Machine Learning-Based Approach for Predicting Diabetes Employing Socio-Demographic Characteristics
Md. Ashikur Rahman,
Lway Faisal Abdulrazak,
Md. Mamun Ali,
Imran Mahmud,
Kawsar Ahmed,
Francis M. Bui
Affiliations
Md. Ashikur Rahman
Department of Software Engineering, Daffodil International University, Daffodil Smart City (DSC), Birulia, Savar, Dhaka 1216, Bangladesh
Lway Faisal Abdulrazak
Department of Computer Science, Cihan University Sulaimaniya, Kurdistan Region, Sulaimaniya 46001, Iraq
Md. Mamun Ali
Department of Software Engineering, Daffodil International University, Daffodil Smart City (DSC), Birulia, Savar, Dhaka 1216, Bangladesh
Imran Mahmud
Department of Software Engineering, Daffodil International University, Daffodil Smart City (DSC), Birulia, Savar, Dhaka 1216, Bangladesh
Kawsar Ahmed
Health Informatics Research Lab, Department of Computer Science and Engineering, Daffodil International University, Daffodil Smart City (DSC), Birulia, Savar, Dhaka 1216, Bangladesh
Francis M. Bui
Division of Biomedical Engineering, University of Saskatchewan, 57 Campus Drive, Saskatoon, SK S7N 5A9, Canada
Diabetes is one of the fatal diseases that play a vital role in the growth of other diseases in the human body.
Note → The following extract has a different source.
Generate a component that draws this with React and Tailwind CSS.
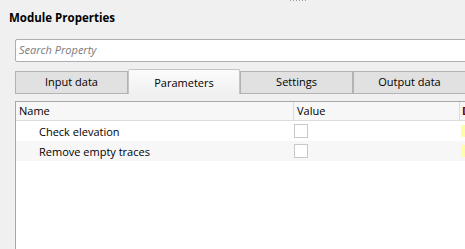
import React from "react";

const font = { fontFamily: '"Open Sans", "Noto Sans", sans-serif' };

const Tab = ({ label, active }) =>
  active ? (
    <div className="w-[112px] h-[25px] shrink-0 border border-b-0 border-[#c4c4c4] rounded-t-[2px] bg-gradient-to-b from-[#fcfcfc] to-[#f0f0f0] flex items-start justify-center pt-[5px] text-[11px] leading-[15px] text-black">
      {label}
    </div>
  ) : (
    <div className="w-[113px] h-[23px] shrink-0 border border-[#b3b3b3] bg-[#e1e1e1] flex items-center justify-center text-[11px] text-black">
      {label}
    </div>
  );

const Row = ({ name, shaded }) => (
  <div className={`flex h-[20px] items-center ${shaded ? "bg-[#f7f7f7]" : "bg-white"}`}>
    <div className="w-[278px] shrink-0 pl-[23px] text-[11px] leading-[15px] text-black">{name}</div>
    <div className="w-[166px] shrink-0">
      <div className="w-[14px] h-[14px] border border-[#c8c8c8] bg-white" />
    </div>
    <div className="w-[20px] h-[12px] shrink-0 bg-[#ffffa8] ml-[1px]" />
  </div>
);

export default function App() {
  return (
    <div className="w-[465px] h-[249px] bg-[#f0f0f0] overflow-hidden relative" style={font}>
      {/* splitter grip */}
      <div className="absolute top-0 left-[290px] flex gap-[2px]">
        {[0, 1, 2, 3, 4, 5].map((i) => (
          <div key={i} className="w-[1px] h-[1px] bg-[#a0a0a0]" />
        ))}
      </div>

      <div className="pl-[9px] pt-[10px] text-[11.5px] font-bold leading-[16px] text-black">
        Module Properties
      </div>

      <div className="ml-[15px] mt-[13px] w-[470px] h-[23px] border border-[#abadb3] rounded-[2px] bg-white flex items-center pl-[3px]">
        <span className="text-[11px] italic text-[#7a7a7a]">Search Property</span>
      </div>

      <div className="ml-[15px] mt-[7px] flex h-[25px] items-end w-[480px]">
        <Tab label="Input data" />
        <Tab label="Parameters" active />
        <Tab label="Settings" />
        <Tab label="Output data" />
      </div>

      <div className="ml-[15px] mt-[7px] w-[480px] border-t border-l border-[#a8a8a8] bg-white h-[160px]">
        <div className="flex h-[19px] items-center bg-[#f7f7f7] border-b border-[#dcdcdc] text-[11px] text-black">
          <div className="w-[278px] shrink-0 pl-[3px] border-r border-[#dcdcdc] h-full flex items-center">Name</div>
          <div className="w-[166px] shrink-0 pl-[3px] border-r border-[#dcdcdc] h-full flex items-center">Value</div>
          <div className="pl-[2px] font-bold text-[#700010]">D</div>
        </div>
        <Row name="Check elevation" />
        <Row name="Remove empty traces" shaded />
      </div>
    </div>
  );
}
From a clinical perspective, the most significant approach to mitigating the effects of diabetes is early-stage control and management, with the aim of a potential cure. However, lack of awareness and expensive clinical tests are the primary reasons why clinical diagnosis and preventive measures are neglected in lower-income countries like Bangladesh, Pakistan, and India. From this perspective, this study aims to build an automated machine learning (ML) model, which will predict diabetes at an early stage using socio-demographic characteristics rather than clinical attributes, due to the fact that clinical features are not always accessible to all people from lower-income countries. To find the best fit of the supervised ML classifier of the model, we applied six classification algorithms and found that RF outperformed with an accuracy of 99.36%. In addition, the most significant risk factors were found based on the SHAP value by all the applied classifiers. This study reveals that polyuria, polydipsia, and delayed healing are the most significant risk factors for developing diabetes. The findings indicate that the proposed model is highly capable of predicting diabetes in the early stages.